All ships and ship equipment are rare in space; there are a few "used spaceship shops" in the known spheres, but they are few and far between, and seldom do they have more than one or two ships available. Often initial adventurers hire on for some trading cartel or as emissaries for some powerful wizard or enterprising faith, and take the ship in trade of some heroic deeds. Such ships are usually bottom of the line, little more than tubs, but can be converted into suitable adventuring vehicles with sufficient time and gold.
In general, there is a 10 percent chance that an item listed here is available at any large space civilization. There is an additional 20 percent chance that there is a rumor that the needed item can be found somewhere else in the system (either as treasure or part of a hulk or belonging to someone else). This 20 percent chance increases by 5 percent for every week spent in one location, so that an individual looking for a major helm on Cooper's Rock has a 30 percent chance of coming up with a lead on it in three weeks' time. The nature and details of such items are left to the DM (DM-check out the Lorebook of the Void for ideas on what to include in such scavenger hunts).

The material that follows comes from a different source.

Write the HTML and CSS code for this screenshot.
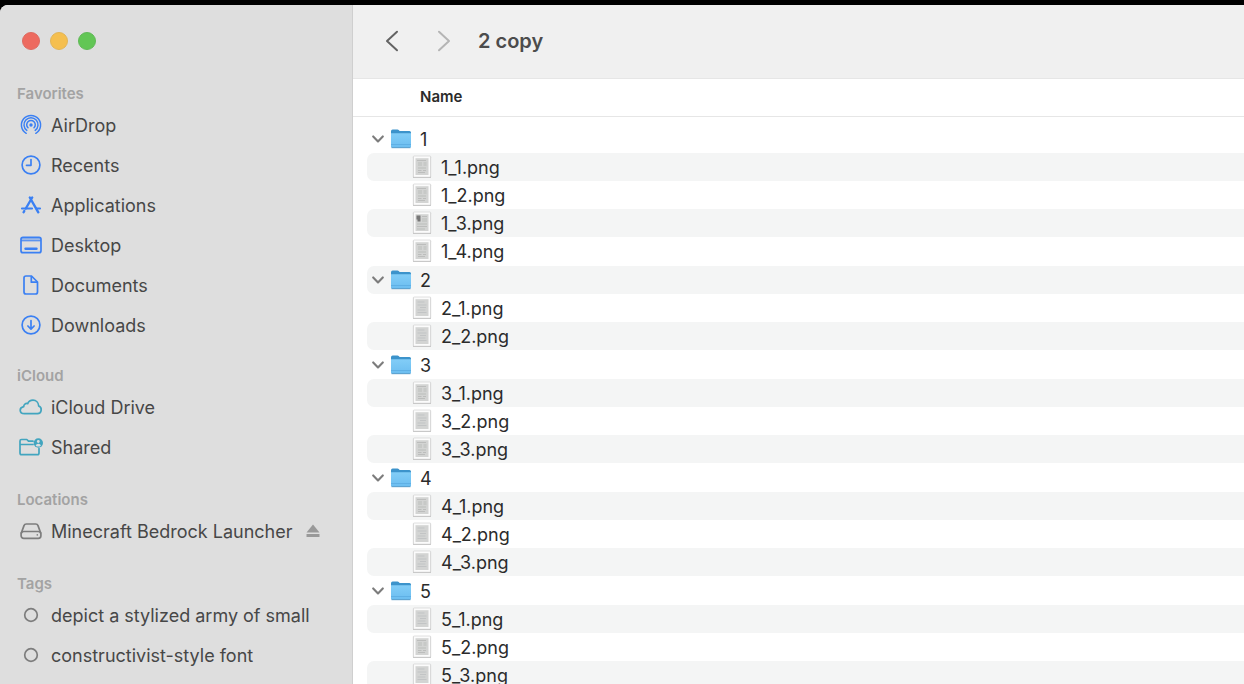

There are a wide variety of ship hulls, ranging from converted oceangoing ships to the space borne beholder tyrant ships to the organically grown ships of the elves.

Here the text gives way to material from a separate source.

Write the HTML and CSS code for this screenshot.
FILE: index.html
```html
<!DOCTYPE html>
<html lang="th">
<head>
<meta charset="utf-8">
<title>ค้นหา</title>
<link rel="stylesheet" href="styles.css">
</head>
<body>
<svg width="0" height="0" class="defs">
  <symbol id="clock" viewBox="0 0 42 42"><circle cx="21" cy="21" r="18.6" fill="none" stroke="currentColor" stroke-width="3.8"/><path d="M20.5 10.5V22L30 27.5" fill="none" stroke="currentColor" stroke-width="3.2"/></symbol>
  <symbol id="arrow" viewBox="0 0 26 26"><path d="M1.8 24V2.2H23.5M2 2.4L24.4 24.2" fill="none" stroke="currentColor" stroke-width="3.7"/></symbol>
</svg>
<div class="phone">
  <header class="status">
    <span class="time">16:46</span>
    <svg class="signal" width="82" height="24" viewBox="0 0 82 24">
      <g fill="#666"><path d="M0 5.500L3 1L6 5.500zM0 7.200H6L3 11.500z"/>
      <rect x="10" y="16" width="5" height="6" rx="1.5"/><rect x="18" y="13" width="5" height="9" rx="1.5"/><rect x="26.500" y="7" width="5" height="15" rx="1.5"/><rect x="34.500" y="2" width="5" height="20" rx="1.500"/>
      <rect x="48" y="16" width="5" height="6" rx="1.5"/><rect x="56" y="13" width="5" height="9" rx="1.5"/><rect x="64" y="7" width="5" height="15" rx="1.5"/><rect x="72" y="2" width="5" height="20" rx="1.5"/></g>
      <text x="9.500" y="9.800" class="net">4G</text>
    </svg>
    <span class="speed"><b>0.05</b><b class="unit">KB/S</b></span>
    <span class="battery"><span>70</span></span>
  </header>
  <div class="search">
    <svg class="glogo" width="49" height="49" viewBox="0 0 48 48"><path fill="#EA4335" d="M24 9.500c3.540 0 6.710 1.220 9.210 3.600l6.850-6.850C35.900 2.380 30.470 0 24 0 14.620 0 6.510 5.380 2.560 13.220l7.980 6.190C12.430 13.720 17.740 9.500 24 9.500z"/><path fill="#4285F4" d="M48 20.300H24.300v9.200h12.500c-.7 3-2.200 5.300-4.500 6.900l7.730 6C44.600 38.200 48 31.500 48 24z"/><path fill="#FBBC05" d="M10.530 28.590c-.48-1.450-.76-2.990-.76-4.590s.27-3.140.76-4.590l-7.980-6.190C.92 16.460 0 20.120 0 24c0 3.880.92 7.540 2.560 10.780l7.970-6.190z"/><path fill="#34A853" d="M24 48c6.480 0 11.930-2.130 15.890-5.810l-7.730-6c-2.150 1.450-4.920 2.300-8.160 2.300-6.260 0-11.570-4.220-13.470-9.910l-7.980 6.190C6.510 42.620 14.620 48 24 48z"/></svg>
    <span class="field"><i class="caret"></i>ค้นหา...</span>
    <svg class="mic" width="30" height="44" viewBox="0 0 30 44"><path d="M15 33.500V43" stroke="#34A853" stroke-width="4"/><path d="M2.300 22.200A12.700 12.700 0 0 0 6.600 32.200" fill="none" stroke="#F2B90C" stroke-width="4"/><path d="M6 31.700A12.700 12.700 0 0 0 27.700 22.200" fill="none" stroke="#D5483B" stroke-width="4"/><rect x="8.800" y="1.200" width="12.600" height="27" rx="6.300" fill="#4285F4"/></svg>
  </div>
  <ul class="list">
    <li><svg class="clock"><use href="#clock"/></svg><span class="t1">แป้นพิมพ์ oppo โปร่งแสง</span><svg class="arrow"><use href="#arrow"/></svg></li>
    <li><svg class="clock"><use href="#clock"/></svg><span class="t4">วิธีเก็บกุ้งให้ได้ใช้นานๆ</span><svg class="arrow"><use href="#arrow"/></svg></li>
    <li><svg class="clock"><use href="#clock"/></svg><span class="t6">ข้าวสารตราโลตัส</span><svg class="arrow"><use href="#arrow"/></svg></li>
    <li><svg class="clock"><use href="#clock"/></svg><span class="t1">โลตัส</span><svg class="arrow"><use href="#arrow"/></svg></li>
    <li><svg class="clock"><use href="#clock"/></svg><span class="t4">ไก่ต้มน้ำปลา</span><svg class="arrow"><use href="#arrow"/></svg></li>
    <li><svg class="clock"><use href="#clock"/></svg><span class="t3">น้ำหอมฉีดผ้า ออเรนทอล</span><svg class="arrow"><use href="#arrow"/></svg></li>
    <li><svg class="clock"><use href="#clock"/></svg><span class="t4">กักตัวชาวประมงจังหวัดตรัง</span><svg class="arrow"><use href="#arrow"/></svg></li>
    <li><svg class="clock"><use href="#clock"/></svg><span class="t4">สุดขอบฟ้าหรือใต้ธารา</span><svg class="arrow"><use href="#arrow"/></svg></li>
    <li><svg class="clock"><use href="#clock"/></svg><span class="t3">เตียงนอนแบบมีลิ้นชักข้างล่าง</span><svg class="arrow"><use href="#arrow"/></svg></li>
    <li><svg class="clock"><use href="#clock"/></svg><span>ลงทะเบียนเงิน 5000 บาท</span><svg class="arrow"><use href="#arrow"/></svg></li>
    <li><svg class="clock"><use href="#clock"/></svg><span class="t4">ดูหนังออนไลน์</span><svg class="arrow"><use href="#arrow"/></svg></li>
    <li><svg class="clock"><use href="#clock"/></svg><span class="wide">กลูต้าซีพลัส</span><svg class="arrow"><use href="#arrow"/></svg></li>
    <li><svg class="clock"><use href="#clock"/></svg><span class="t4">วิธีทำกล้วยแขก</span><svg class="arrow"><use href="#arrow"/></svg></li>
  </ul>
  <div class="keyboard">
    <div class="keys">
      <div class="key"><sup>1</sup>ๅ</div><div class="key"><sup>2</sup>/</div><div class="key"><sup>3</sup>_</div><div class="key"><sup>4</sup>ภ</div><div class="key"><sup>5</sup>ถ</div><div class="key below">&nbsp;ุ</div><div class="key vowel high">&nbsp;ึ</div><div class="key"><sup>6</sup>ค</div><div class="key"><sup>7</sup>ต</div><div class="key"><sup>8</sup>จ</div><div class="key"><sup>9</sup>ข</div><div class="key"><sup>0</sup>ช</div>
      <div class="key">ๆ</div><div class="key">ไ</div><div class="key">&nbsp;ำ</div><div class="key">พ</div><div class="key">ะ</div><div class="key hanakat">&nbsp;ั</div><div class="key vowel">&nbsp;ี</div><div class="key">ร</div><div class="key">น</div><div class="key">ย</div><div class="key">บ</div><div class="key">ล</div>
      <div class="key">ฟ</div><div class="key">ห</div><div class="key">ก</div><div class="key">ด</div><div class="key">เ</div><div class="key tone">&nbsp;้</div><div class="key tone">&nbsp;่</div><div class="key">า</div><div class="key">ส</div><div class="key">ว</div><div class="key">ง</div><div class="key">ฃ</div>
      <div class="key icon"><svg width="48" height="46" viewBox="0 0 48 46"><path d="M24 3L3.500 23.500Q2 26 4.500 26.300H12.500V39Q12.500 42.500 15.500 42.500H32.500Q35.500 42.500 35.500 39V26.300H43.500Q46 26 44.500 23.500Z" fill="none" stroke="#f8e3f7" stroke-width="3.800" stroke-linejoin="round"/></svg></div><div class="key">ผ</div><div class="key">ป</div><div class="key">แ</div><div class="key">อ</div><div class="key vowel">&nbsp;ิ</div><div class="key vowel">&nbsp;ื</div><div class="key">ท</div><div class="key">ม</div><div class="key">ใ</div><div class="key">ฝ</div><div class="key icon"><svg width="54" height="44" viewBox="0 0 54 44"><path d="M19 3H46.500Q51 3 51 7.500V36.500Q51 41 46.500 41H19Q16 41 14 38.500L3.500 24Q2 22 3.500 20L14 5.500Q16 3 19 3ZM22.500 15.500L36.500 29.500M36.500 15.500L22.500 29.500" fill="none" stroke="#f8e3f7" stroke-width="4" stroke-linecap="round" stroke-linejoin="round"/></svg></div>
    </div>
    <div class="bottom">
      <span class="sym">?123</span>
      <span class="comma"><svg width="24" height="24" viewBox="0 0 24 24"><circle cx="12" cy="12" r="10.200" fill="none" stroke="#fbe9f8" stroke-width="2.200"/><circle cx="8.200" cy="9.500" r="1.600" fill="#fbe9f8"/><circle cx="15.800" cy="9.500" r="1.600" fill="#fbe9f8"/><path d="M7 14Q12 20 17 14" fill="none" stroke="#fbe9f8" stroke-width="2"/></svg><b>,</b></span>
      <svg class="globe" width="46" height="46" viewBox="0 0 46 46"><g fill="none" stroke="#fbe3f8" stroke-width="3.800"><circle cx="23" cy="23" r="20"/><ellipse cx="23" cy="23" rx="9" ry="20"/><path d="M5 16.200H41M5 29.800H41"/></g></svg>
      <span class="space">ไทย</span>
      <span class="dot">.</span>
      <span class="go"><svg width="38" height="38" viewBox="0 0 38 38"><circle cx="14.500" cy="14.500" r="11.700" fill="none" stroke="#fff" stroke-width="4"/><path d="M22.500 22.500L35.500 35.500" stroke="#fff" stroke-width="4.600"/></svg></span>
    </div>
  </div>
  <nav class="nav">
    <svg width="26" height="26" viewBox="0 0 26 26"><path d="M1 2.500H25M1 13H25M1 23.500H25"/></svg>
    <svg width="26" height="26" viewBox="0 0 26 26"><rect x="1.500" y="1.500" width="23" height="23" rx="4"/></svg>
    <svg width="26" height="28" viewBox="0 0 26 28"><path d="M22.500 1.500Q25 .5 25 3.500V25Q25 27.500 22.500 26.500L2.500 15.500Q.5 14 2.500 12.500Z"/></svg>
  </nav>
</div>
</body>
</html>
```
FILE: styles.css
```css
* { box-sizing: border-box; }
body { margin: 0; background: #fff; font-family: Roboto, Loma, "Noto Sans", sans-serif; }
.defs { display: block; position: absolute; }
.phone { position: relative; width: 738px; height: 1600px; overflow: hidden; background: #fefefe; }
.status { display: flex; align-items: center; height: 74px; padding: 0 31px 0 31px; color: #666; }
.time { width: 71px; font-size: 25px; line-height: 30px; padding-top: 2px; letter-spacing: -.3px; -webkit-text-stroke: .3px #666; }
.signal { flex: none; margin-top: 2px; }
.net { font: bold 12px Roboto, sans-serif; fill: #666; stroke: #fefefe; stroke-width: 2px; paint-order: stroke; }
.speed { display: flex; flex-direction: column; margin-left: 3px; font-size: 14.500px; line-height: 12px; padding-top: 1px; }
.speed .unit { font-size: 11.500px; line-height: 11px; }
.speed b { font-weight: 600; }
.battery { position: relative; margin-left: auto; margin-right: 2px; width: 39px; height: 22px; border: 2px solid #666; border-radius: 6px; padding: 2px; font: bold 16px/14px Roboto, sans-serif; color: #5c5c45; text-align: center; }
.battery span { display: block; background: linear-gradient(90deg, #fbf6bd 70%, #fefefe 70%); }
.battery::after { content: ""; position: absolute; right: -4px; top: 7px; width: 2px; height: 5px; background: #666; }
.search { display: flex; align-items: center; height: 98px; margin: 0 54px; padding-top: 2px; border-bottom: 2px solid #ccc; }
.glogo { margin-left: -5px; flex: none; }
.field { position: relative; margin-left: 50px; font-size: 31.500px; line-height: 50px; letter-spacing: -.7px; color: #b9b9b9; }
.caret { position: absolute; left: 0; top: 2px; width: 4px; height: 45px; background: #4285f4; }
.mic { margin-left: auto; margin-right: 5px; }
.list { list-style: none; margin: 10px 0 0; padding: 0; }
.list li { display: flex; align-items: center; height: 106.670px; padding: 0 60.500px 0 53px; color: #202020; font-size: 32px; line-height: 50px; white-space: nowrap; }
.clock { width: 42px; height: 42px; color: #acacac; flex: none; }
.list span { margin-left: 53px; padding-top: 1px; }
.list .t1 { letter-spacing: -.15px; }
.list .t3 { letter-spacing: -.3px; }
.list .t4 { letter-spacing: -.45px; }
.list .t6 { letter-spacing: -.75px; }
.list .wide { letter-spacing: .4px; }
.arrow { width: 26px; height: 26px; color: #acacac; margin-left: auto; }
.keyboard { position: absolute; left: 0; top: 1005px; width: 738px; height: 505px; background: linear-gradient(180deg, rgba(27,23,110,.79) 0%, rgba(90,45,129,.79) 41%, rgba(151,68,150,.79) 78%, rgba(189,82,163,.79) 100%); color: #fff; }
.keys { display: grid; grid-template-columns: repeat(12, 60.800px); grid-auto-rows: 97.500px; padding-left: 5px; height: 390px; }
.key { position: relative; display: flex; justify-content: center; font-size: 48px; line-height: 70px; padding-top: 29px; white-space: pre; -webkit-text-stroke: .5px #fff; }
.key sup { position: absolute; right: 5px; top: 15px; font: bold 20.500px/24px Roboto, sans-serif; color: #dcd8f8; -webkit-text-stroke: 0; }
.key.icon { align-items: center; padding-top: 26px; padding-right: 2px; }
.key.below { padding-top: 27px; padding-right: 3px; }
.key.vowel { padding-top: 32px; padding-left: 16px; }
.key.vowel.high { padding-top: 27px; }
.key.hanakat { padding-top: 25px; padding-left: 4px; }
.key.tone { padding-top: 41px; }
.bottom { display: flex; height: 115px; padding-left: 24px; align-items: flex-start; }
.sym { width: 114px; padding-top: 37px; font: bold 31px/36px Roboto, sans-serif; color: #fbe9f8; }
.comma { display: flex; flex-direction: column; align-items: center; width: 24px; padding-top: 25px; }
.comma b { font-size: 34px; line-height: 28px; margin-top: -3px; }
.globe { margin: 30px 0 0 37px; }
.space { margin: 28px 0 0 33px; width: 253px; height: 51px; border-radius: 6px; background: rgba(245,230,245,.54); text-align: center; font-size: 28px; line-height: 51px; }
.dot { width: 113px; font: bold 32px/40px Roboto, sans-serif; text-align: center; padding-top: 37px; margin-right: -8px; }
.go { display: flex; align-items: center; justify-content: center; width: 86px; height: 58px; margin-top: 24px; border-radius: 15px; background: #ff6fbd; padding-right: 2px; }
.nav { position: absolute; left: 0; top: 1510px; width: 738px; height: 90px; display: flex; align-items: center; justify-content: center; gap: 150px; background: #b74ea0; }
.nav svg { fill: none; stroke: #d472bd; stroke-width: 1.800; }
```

The types listed in the shipyard come from various spelljammer box sets and modules and including new ships created by many game masters who have embraced Spelljammer as their campaign of choice. Also listed here is the galleon, the most common groundling ship that is converted and taken into space (galleons are normally used by first-time adventurers, as their poor armor ratings and low MCs, make them undesirable to more experienced voyagers). Note that there is a difference between tons when describing the displacement of an ocean-going ship and tonnage in SPELLJAMMERTM
game terms, where a spatial ton equals 100 cubic yards of atmosphere.